--- Start ---

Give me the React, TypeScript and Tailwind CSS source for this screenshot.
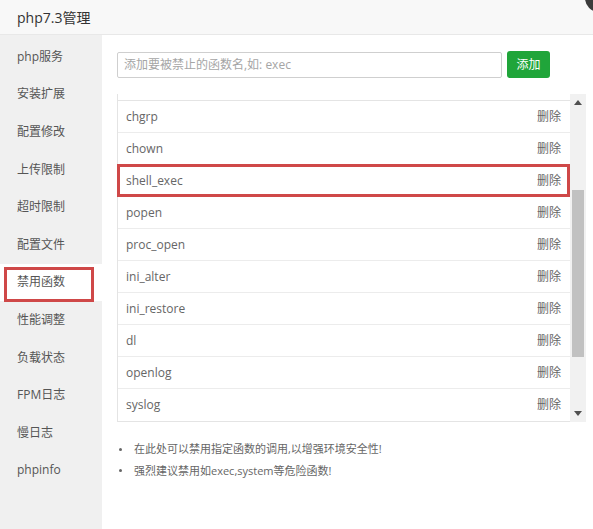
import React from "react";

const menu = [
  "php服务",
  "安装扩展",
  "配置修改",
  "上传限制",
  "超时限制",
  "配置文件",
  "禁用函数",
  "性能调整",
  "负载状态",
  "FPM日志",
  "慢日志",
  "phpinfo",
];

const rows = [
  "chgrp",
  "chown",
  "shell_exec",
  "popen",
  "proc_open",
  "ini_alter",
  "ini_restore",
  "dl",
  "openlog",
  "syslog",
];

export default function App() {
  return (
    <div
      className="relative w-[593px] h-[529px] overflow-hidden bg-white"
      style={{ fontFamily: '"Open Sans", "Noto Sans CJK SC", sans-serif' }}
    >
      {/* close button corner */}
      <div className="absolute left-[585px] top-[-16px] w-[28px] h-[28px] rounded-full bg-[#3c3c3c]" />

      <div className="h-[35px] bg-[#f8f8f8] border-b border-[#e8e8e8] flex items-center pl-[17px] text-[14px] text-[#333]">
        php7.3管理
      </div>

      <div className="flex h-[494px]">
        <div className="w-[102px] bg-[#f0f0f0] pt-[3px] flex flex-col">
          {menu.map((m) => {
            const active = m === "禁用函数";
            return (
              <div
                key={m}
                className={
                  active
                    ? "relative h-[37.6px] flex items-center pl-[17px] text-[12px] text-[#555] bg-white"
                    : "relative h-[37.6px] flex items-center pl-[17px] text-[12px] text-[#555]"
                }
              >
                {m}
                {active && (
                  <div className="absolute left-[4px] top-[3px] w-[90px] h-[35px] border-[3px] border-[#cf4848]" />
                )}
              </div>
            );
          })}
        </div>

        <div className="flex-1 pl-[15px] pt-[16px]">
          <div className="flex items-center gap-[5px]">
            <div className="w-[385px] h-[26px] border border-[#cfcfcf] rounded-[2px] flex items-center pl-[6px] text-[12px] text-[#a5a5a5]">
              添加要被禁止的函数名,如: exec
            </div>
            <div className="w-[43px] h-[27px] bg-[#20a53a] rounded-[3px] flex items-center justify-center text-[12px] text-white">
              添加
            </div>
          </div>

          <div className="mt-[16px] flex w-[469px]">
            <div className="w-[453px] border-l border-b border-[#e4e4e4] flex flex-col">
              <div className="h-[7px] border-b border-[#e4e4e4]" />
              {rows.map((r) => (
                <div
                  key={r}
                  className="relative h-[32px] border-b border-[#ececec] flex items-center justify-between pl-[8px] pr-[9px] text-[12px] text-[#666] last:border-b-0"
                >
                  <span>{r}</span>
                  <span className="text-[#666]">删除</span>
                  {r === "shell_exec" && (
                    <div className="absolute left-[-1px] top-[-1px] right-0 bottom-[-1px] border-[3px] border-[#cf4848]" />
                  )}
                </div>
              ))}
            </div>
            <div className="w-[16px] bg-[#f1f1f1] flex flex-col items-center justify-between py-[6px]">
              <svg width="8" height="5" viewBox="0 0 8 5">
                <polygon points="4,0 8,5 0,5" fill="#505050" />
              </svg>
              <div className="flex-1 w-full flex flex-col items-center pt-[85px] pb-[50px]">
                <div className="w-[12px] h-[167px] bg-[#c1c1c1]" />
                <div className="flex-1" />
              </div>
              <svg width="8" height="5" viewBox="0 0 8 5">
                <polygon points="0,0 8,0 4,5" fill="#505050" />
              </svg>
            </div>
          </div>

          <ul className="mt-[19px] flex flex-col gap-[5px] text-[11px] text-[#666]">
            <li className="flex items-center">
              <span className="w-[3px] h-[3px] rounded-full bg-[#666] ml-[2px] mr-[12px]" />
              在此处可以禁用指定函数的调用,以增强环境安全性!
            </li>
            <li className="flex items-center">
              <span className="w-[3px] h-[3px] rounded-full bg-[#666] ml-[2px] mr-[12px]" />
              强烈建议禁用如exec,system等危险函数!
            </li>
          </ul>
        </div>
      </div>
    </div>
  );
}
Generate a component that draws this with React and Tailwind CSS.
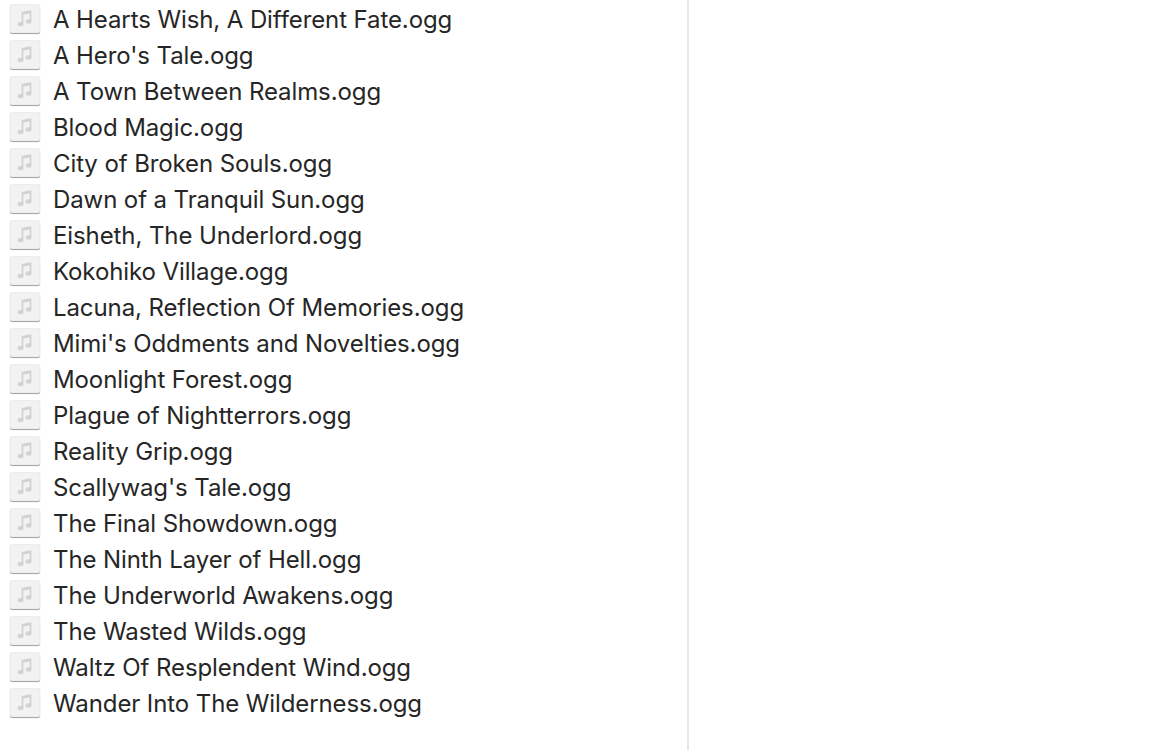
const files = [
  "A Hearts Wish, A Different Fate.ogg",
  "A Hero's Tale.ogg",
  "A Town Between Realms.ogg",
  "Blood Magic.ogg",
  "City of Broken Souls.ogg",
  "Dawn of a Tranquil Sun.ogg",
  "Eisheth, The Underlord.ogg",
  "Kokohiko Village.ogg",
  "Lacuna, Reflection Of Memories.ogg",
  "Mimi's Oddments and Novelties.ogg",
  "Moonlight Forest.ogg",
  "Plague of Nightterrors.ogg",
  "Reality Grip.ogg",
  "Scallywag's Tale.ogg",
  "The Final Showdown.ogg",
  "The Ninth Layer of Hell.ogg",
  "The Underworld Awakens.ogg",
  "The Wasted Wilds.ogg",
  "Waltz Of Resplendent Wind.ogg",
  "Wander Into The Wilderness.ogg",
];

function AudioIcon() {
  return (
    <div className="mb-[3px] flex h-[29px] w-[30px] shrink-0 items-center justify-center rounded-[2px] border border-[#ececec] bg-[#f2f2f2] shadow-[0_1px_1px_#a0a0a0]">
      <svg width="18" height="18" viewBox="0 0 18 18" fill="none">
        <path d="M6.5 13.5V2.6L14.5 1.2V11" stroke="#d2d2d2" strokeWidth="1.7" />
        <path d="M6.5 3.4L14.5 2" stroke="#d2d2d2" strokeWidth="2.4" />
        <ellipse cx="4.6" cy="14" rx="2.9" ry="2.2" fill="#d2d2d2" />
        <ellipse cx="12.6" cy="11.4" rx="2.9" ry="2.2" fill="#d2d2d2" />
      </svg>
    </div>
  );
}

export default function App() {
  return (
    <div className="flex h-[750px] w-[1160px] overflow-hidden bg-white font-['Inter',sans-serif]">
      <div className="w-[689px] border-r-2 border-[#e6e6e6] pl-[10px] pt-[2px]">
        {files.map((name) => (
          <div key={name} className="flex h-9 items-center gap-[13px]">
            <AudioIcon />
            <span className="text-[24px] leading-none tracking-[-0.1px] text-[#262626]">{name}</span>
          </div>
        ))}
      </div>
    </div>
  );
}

--- End ---

Repeat each record exactly as shown above, dropping all images.

● **Task response**:
Give me the React, TypeScript and Tailwind CSS source for this screenshot.
import React from "react";

const menu = [
  "php服务",
  "安装扩展",
  "配置修改",
  "上传限制",
  "超时限制",
  "配置文件",
  "禁用函数",
  "性能调整",
  "负载状态",
  "FPM日志",
  "慢日志",
  "phpinfo",
];

const rows = [
  "chgrp",
  "chown",
  "shell_exec",
  "popen",
  "proc_open",
  "ini_alter",
  "ini_restore",
  "dl",
  "openlog",
  "syslog",
];

export default function App() {
  return (
    <div
      className="relative w-[593px] h-[529px] overflow-hidden bg-white"
      style={{ fontFamily: '"Open Sans", "Noto Sans CJK SC", sans-serif' }}
    >
      {/* close button corner */}
      <div className="absolute left-[585px] top-[-16px] w-[28px] h-[28px] rounded-full bg-[#3c3c3c]" />

      <div className="h-[35px] bg-[#f8f8f8] border-b border-[#e8e8e8] flex items-center pl-[17px] text-[14px] text-[#333]">
        php7.3管理
      </div>

      <div className="flex h-[494px]">
        <div className="w-[102px] bg-[#f0f0f0] pt-[3px] flex flex-col">
          {menu.map((m) => {
            const active = m === "禁用函数";
            return (
              <div
                key={m}
                className={
                  active
                    ? "relative h-[37.6px] flex items-center pl-[17px] text-[12px] text-[#555] bg-white"
                    : "relative h-[37.6px] flex items-center pl-[17px] text-[12px] text-[#555]"
                }
              >
                {m}
                {active && (
                  <div className="absolute left-[4px] top-[3px] w-[90px] h-[35px] border-[3px] border-[#cf4848]" />
                )}
              </div>
            );
          })}
        </div>

        <div className="flex-1 pl-[15px] pt-[16px]">
          <div className="flex items-center gap-[5px]">
            <div className="w-[385px] h-[26px] border border-[#cfcfcf] rounded-[2px] flex items-center pl-[6px] text-[12px] text-[#a5a5a5]">
              添加要被禁止的函数名,如: exec
            </div>
            <div className="w-[43px] h-[27px] bg-[#20a53a] rounded-[3px] flex items-center justify-center text-[12px] text-white">
              添加
            </div>
          </div>

          <div className="mt-[16px] flex w-[469px]">
            <div className="w-[453px] border-l border-b border-[#e4e4e4] flex flex-col">
              <div className="h-[7px] border-b border-[#e4e4e4]" />
              {rows.map((r) => (
                <div
                  key={r}
                  className="relative h-[32px] border-b border-[#ececec] flex items-center justify-between pl-[8px] pr-[9px] text-[12px] text-[#666] last:border-b-0"
                >
                  <span>{r}</span>
                  <span className="text-[#666]">删除</span>
                  {r === "shell_exec" && (
                    <div className="absolute left-[-1px] top-[-1px] right-0 bottom-[-1px] border-[3px] border-[#cf4848]" />
                  )}
                </div>
              ))}
            </div>
            <div className="w-[16px] bg-[#f1f1f1] flex flex-col items-center justify-between py-[6px]">
              <svg width="8" height="5" viewBox="0 0 8 5">
                <polygon points="4,0 8,5 0,5" fill="#505050" />
              </svg>
              <div className="flex-1 w-full flex flex-col items-center pt-[85px] pb-[50px]">
                <div className="w-[12px] h-[167px] bg-[#c1c1c1]" />
                <div className="flex-1" />
              </div>
              <svg width="8" height="5" viewBox="0 0 8 5">
                <polygon points="0,0 8,0 4,5" fill="#505050" />
              </svg>
            </div>
          </div>

          <ul className="mt-[19px] flex flex-col gap-[5px] text-[11px] text-[#666]">
            <li className="flex items-center">
              <span className="w-[3px] h-[3px] rounded-full bg-[#666] ml-[2px] mr-[12px]" />
              在此处可以禁用指定函数的调用,以增强环境安全性!
            </li>
            <li className="flex items-center">
              <span className="w-[3px] h-[3px] rounded-full bg-[#666] ml-[2px] mr-[12px]" />
              强烈建议禁用如exec,system等危险函数!
            </li>
          </ul>
        </div>
      </div>
    </div>
  );
}
Generate a component that draws this with React and Tailwind CSS.
const files = [
  "A Hearts Wish, A Different Fate.ogg",
  "A Hero's Tale.ogg",
  "A Town Between Realms.ogg",
  "Blood Magic.ogg",
  "City of Broken Souls.ogg",
  "Dawn of a Tranquil Sun.ogg",
  "Eisheth, The Underlord.ogg",
  "Kokohiko Village.ogg",
  "Lacuna, Reflection Of Memories.ogg",
  "Mimi's Oddments and Novelties.ogg",
  "Moonlight Forest.ogg",
  "Plague of Nightterrors.ogg",
  "Reality Grip.ogg",
  "Scallywag's Tale.ogg",
  "The Final Showdown.ogg",
  "The Ninth Layer of Hell.ogg",
  "The Underworld Awakens.ogg",
  "The Wasted Wilds.ogg",
  "Waltz Of Resplendent Wind.ogg",
  "Wander Into The Wilderness.ogg",
];

function AudioIcon() {
  return (
    <div className="mb-[3px] flex h-[29px] w-[30px] shrink-0 items-center justify-center rounded-[2px] border border-[#ececec] bg-[#f2f2f2] shadow-[0_1px_1px_#a0a0a0]">
      <svg width="18" height="18" viewBox="0 0 18 18" fill="none">
        <path d="M6.5 13.5V2.6L14.5 1.2V11" stroke="#d2d2d2" strokeWidth="1.7" />
        <path d="M6.5 3.4L14.5 2" stroke="#d2d2d2" strokeWidth="2.4" />
        <ellipse cx="4.6" cy="14" rx="2.9" ry="2.2" fill="#d2d2d2" />
        <ellipse cx="12.6" cy="11.4" rx="2.9" ry="2.2" fill="#d2d2d2" />
      </svg>
    </div>
  );
}

export default function App() {
  return (
    <div className="flex h-[750px] w-[1160px] overflow-hidden bg-white font-['Inter',sans-serif]">
      <div className="w-[689px] border-r-2 border-[#e6e6e6] pl-[10px] pt-[2px]">
        {files.map((name) => (
          <div key={name} className="flex h-9 items-center gap-[13px]">
            <AudioIcon />
            <span className="text-[24px] leading-none tracking-[-0.1px] text-[#262626]">{name}</span>
          </div>
        ))}
      </div>
    </div>
  );
}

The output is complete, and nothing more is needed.